Some of the ubiquitous offerings.

The road to Ubud takes us through the large, commercial town of Kuta, where we pass a McDonald’s (with drive-thru), Pizza Hut, KFC, and Dunkin Donuts within close range (all of which thankfully don’t exist yet in Laos) and then through the country inland to Ubud.  Along the road we pass countless shops selling concrete statues, and lots of roadside artist studios, the closer we get to Ubud.  Most of these feature traditional Balinese motifs, although some are a bit more “unique”–one has an 8-foot painting of Beyonce’s face on the porch.
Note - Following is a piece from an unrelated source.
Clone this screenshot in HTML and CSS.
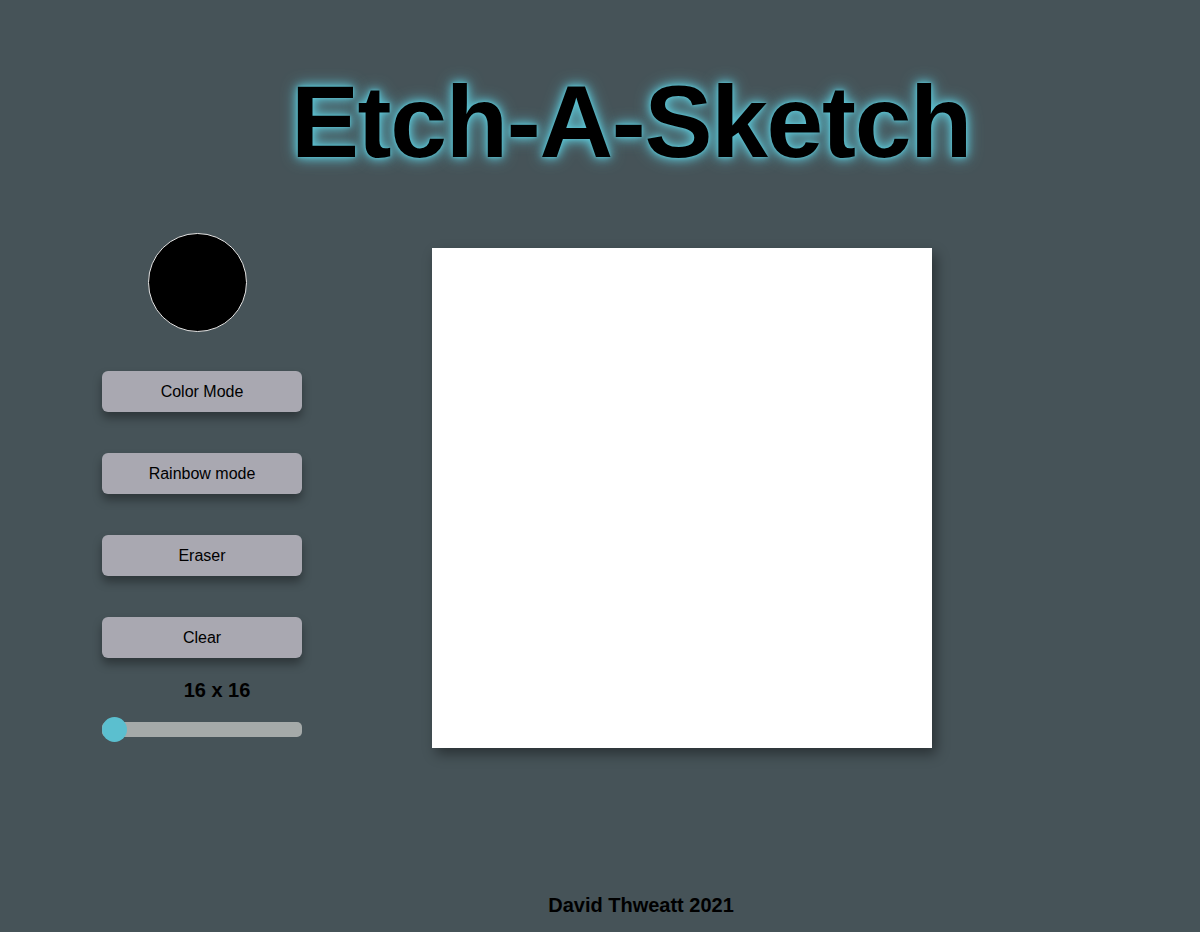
FILE: index.html
```html
<!DOCTYPE html>
<html>
<head>
<meta charset="utf-8">
<link rel="stylesheet" href="styles.css">
</head>
<body>
<header class="header">
  <h1 class="title">Etch-A-Sketch</h1>
</header>
<main class="main">
  <aside class="controls">
    <div class="swatch"></div>
    <button class="btn btn-first">Color Mode</button>
    <button class="btn">Rainbow mode</button>
    <button class="btn">Eraser</button>
    <button class="btn">Clear</button>
    <div class="size-label">16 x 16</div>
    <div class="slider">
      <div class="track"></div>
      <div class="thumb"></div>
    </div>
  </aside>
  <section class="board"></section>
</main>
<footer class="footer">David Thweatt 2021</footer>
</body>
</html>
```
FILE: styles.css
```css
html, body {
  margin: 0;
  padding: 0;
}
body {
  background: #465358;
  width: 1200px;
  height: 932px;
  font-family: "Liberation Sans", Arial, sans-serif;
  color: #000;
  display: flex;
  flex-direction: column;
  overflow: hidden;
}
.header {
  display: flex;
  justify-content: center;
  padding-left: 62px;
  padding-top: 64px;
}
.title {
  margin: 0;
  font-size: 102px;
  line-height: 116px;
  font-weight: 700;
  letter-spacing: -1.3px;
  text-shadow: 0 0 16px #5cc3d3, 0 0 8px #5cc3d3, 0 0 3px #5cc3d3;
}
.main {
  display: flex;
  align-items: flex-start;
  padding-left: 102px;
  margin-top: 53px;
  gap: 130px;
}
.controls {
  width: 200px;
  display: flex;
  flex-direction: column;
  align-items: center;
}
.swatch {
  width: 97px;
  height: 97px;
  border-radius: 50%;
  background: #000;
  border: 1px solid #e6e6e6;
  margin-right: 10px;
}
.btn {
  width: 200px;
  height: 41px;
  margin-top: 41px;
  border: none;
  border-radius: 6px;
  background: #a9a8b1;
  font-family: "Liberation Sans", Arial, sans-serif;
  font-size: 16px;
  color: #000;
  box-shadow: 0 6px 10px rgba(0, 0, 0, 0.35);
  padding: 0;
}
.btn-first {
  margin-top: 39px;
}
.size-label {
  margin-top: 21px;
  margin-left: 30px;
  font-size: 20px;
  font-weight: 700;
  line-height: 22px;
}
.slider {
  position: relative;
  width: 200px;
  height: 26px;
  margin-top: 16px;
}
.track {
  position: absolute;
  left: 0;
  right: 0;
  top: 5px;
  height: 15px;
  border-radius: 5px;
  background: #a5aaa9;
}
.thumb {
  position: absolute;
  left: 0;
  top: 0;
  width: 25px;
  height: 25px;
  border-radius: 50%;
  background: #5bbfcf;
}
.board {
  width: 500px;
  height: 500px;
  margin-top: 15px;
  background: #fff;
  box-shadow: 4px 6px 12px rgba(0, 0, 0, 0.4);
}
.footer {
  margin-top: auto;
  padding-left: 82px;
  text-align: center;
  font-size: 20px;
  font-weight: 700;
  line-height: 22px;
  padding-bottom: 16px;
}
```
Mandia Bungalows: can I just live here?

After getting dropped off on the main road in Ubud–“Monkey Forest Road”–we decide to walk around checking out guesthouses.  The first one we visit looks good enough for two nights…in fact, I would be happy to stay there for the rest of the year.  The porch of the small stone “bungalow” is decorated with fresh hibiscus flowers, has a table with tea and instant coffee, and looks out into the walled garden, with palm trees and more tropical flowers.  Now that we’re settled, it’s time to explore Ubud.